Despite signs that the P5+1 negotiating team will subscribe to a re-constituted JCPOA "understanding," there seems to exist no trust that the Islamic Republic will comply with any agreement. The IAEA's catalogue of doubts regarding Iran's compliance with any nuclear safeguards is lengthy. Some of these instances of non-compliance by Iran include: exceeding the limits of installed centrifuges, imprecise recording of the amount of low enriched uranium, the establishment of unauthorized enrichment sites, and failure to declare exact amounts of imported uranium. In June 2020, the IAEA Board of Governors dispatched a formal resolution of complaint to Iran, calling upon Tehran to satisfy overdue requests regarding several undeclared nuclear facilities in Iran.
Based on Iran's pattern of obstructionism, the impending renewal of the JCPOA does not inspire confidence that the Islamic Republic -- even if it verbally agrees, or this time signs a document -- will ever be in compliance.

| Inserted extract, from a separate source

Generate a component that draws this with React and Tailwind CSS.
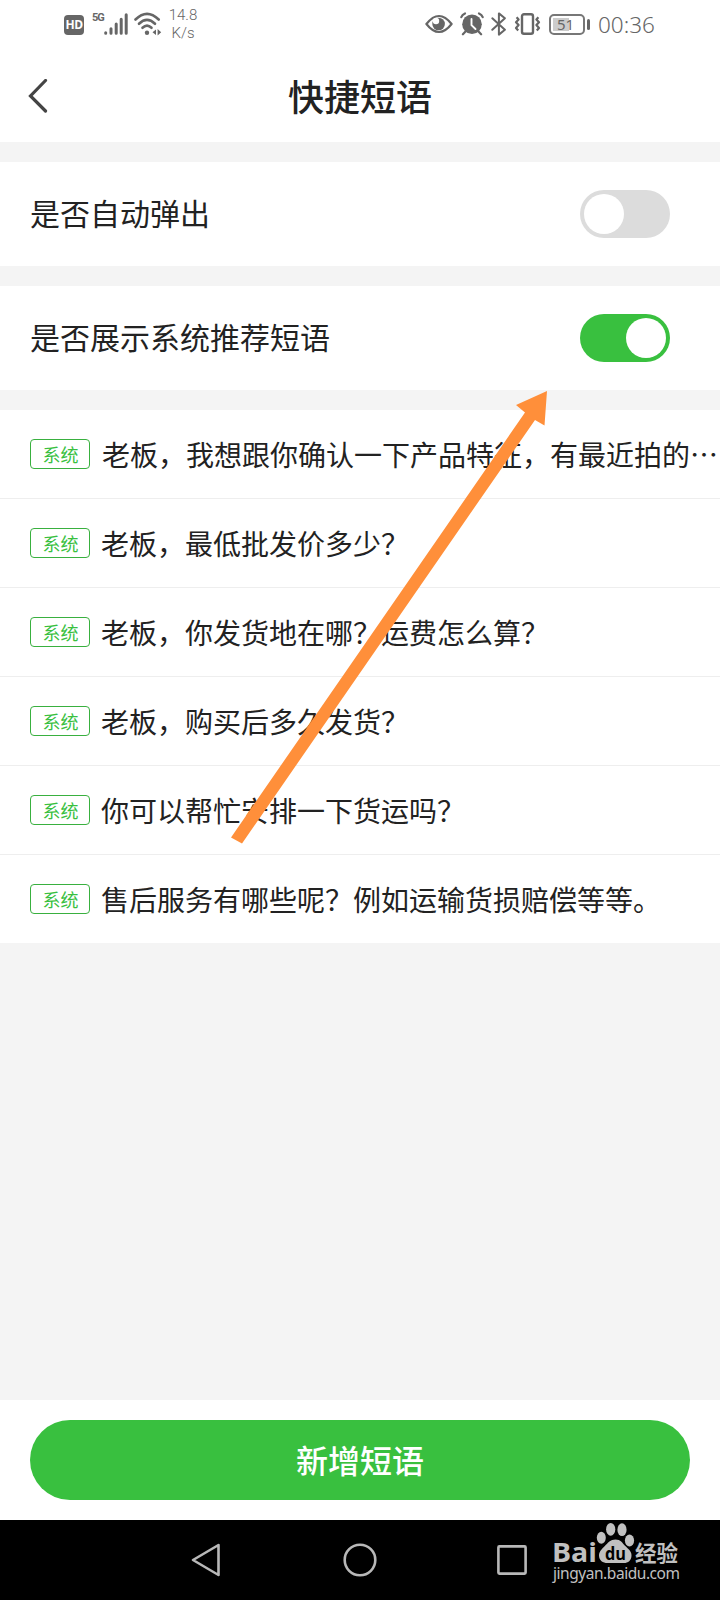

Variables determining the worth of a renewed JCPOA include not only whether the IAEA will be able effectively to monitor the Islamic Republic's compliance with the terms of the agreement. Another variable might also include US lobbying with the other signers of the JCPOA to attempt to persuade Iran to discuss other security issues, such as Tehran's ballistic missile programs and support for sub-national terrorist groups. It is also sadly assumed, based on past patterns, that the US, in its eagerness to secure a deal -- any deal -- will back down when faced with any Iranian demand.
The US will also likely put pressure on Israel to refrain from "precipitous" attacks on Iran's nuclear weapons development infrastructure. Israel's Prime Minister Naftali Bennett has said that Israel's determination to frustrate Iran's ambition to become a nuclear power will not change. He stated – considering Iran's record of cheating -- that no agreement with Iran can be trusted. That Bennett lacks experience of former Prime Minister Benjamin Netanyahu is a given; and understanding the fragility of Bennett's eight-party coalition, Iran will doubtless soon test the new Israeli PM to determine if he possesses the same independent will both to resist US pressure and to defend Israel's vital interests as his predecessor Netanyahu did.
Dr. Lawrence A. Franklin was the Iran Desk Officer for Secretary of Defense Rumsfeld. He also served on active duty with the U.S. Army and as a Colonel in the Air Force Reserve.